Qatar Airways is currently flying to Brisbane – and onwards to Auckland – until October 23 under a temporary operating permit.
Friendlier foes: Qantas vs Qatar Airways
Qantas Group CEO Alan Joyce has previously opposed Qatar Airways’ requests for more Australian flights, but Al Baker hopes the airlines can put any differences aside and strengthen their ties going forward.
“It all depends on my friend Alan!” Al Baker quips.
“Qantas had to stop international flights to save the cost … (and) your second national carrier – Emirates! – completely pulled out all their frequencies from your country,” jests Al Baker, “while we sustained, and we actually increased flights.”
“We have offered to work with Qantas … we are part of the Qantas alliance: part of Oneworld. Unfortunately, maybe Alan is in a predicament because he has a long-term understanding or agreement with Emirates, but we are open, we are ready to work as part of both an alliance, and an operator into the Australian market.”
Qantas and Emirates maintain a Joint Venture partnership, providing for closer collaboration than would be typical between standard members of an alliance like Oneworld, such as between Qantas and Qatar Airways.

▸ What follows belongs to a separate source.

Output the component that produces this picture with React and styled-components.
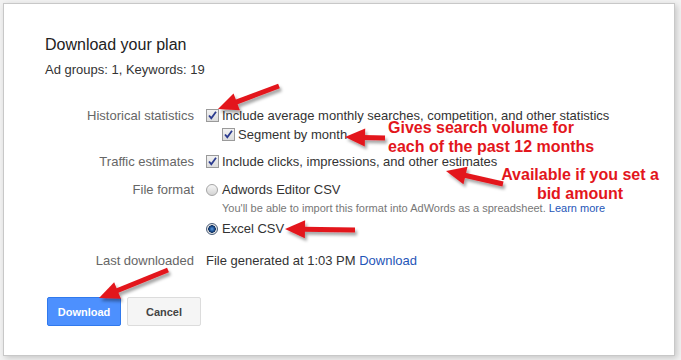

Major airlines based in the United Arab Emirates – that’s Emirates Airline and Etihad Airways – are currently allowed a total of 168 return flights per week between Australia and the UAE.
That's six times as many flights as Qatar Airways is permitted into Australia’s four major airports.
Still, “we have to respect the bilateral caps and we'll work closely with the Australian Government through this. We’ve still got a long way to go,” Scruby says.